The Long, Long Trail

The first day at Lake Whitney, we were eager explorers as the day was gorgeous.   While James was doing work from the RV, I set out with the six to find the trail which looked so short on the map.  Thought we wouldn't be gone longer than a half hour or so but it seemed like most of the afternoon before we got back.    

 

Without water, snacks or any provisions except a toddler who wished to be carried the whole way, we found the LONG LONG ROCKY  trail.  I realized what troopers those kids are!. We had some difficulty finding our way back to the campsite, but eventually made it, much to the kid's dismay.  They wanted to keep going.   

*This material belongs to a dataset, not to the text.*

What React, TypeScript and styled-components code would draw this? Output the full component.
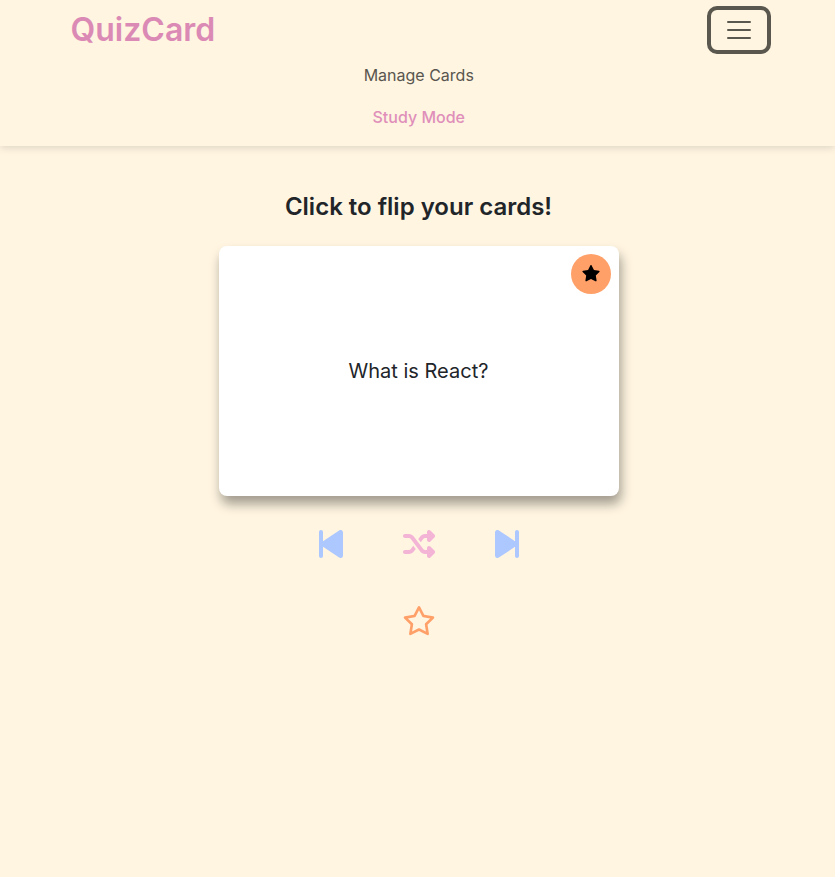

  We didn't know this on our walk (thankfully) but there happen to be bobcats and not very nice snakes in this part.  We found lots in interesting plants and bugs that we are not used to seeing where we are from.  The trees are very gnarly. Lots of fossils on the path!   

Lake Texoma Beach

For those of you who, like me, have never been to this beautiful area of the country before, you might be interested to know that Lake Texoma is half in Texas and half in Oklahoma- hence the name.  A warm beach was a welcome sight after the cold trip down to here.  The lake is huge.  We stayed at a Thousand Trails resort here.  Thousand trails is a great deal for anyone who frequently travels RV style.  Worth looking into.  

Of course, everywhere we go, we find little treasures in nature that we are not used to seeing in the midwest.  When we have done nature walks in the past, the children have learned to respect nature.  Admire and study it where it is, take a picture, sketch it, do some research, write a report etc...  We have learned much more on nature walks than through any science text book.  Occasionally though, there might be an item or two (like these shells) that just "beg" to go along for the ride.  So, we've started a nature box- a clear plastic box kept in the car for select items from certain areas of the country.  

We also found quite a few fish and animals bones on the beach.  Those didn't make the cut for the box.  

Stephen's pockets are stuffed with rocks.